Certo non si può far politica senza il riconoscimento dell’altro. Troppo spesso, infatti, l’ “alter” si trasforma in “alienus”, con la negazione dell’umanità dell’altro. Invece l’altro deve essere considerato dentro il proprio orizzonte. Non tanto per sentimento, quanto per scelta. Necessaria quindi l’adesione a una piattaforma comune per una ricerca concreta del bene comune. Riduttivo e sbagliato secondo Triani, dunque, leggere la vita politica solo come lotta o spartizione del potere.

Ecco dunque la necessità di educare alla politica con l’amicizia civica. Riconoscendo che tutti gli uomini sono uguali, educando e promuovendo il rispetto dell’altro (la benevolenza), favorendo il senso del servizio e con il dialogo. Quindi il richiamo ai quattro principi della pastorale sociale evidenziati in Evangelii Gaudium prima di concludere rifacendosi agli esercizi spirituali di Ignazio di Loyola.

 

Il terzo intervento, quasi passando dalla teoria alla pratica, è stato affidato al sindaco Galimberti che ha proseguito la riflessione facendosi forza della sua esperienza personale maturata in questi anni.

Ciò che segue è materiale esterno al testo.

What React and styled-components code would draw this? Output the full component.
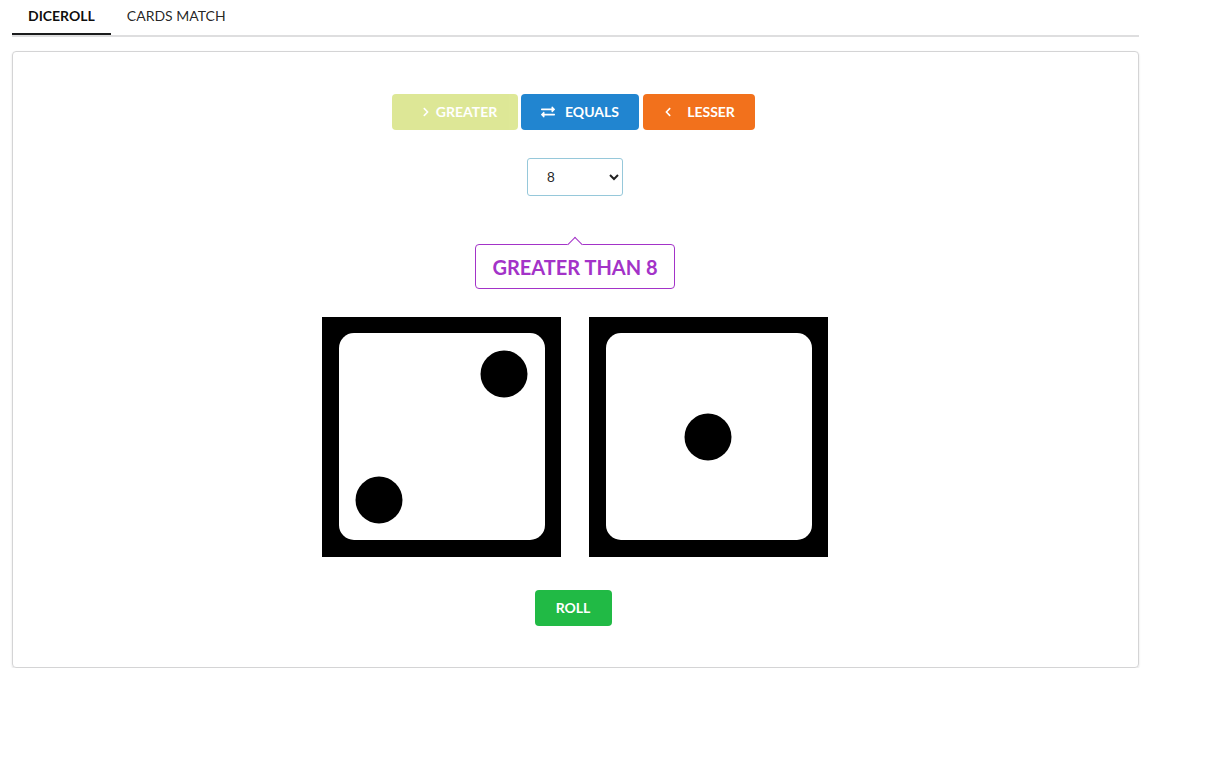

Guardando anzitutto alla frase “Amate i vostri nemici” ha sottolineato come amare ha in sé anche morire, cioè fallire. “A volte – ha affermato – non riesco ad amare i miei nemici politici”. Tanti fallimenti, ma anche tante ripartenze.

Poi la consapevolezza che la vita è fatta anche di nemici. Ma con due attenzioni: da un lato la necessità a non lasciarsi sopraffare, dall’altra il rischio di diventare a propria volta nemici.

Poi lo sguardo alla politica, da intendere secondo il primo cittadino non come fatto individuale, ma “costruzione complessiva della comunità”. E qui ha precisato alcuni ingredienti essenziali attraverso alcune virtù: libertà, pazienza, compassione e uso della ragione. Con un avvertimento: si creano nemici dove c’è solitudine e assenza di un’impresa comune. Consapevole che la mancanza di uno sguardo nuovo sulle cose genera inimicizia. Quell’inimicizia che mitezza e tenerezza, però, sanno sgretolare.

Infine Galimberti ha sottolineato l’importanza della democrazia, cioè quell’insieme di regole che possono regolare i rapporti tra avversari. Ma l’idea di democrazia oggi è in crisi, secondo il sindaco di Cremona, che ha concluso il proprio intervento focalizzando l’attenzione su quattro strumenti: la coscienza (individuale e collettiva), la responsabilità, le parole che si usano e la speranza.

 

L’incontro, moderato dal giornalista Riccardo Mancabelli, e che ha visto la presenza anche del vescovo Antonio Napolioni, si è chiuso con le parole dell’incaricato diocesano per la Pastorale sociale e del lavoro, Sante Mussetola, che ha auspicato una prosecuzione di questa iniziativa anche nel prossimo anno, ragionando sul concetto della missione.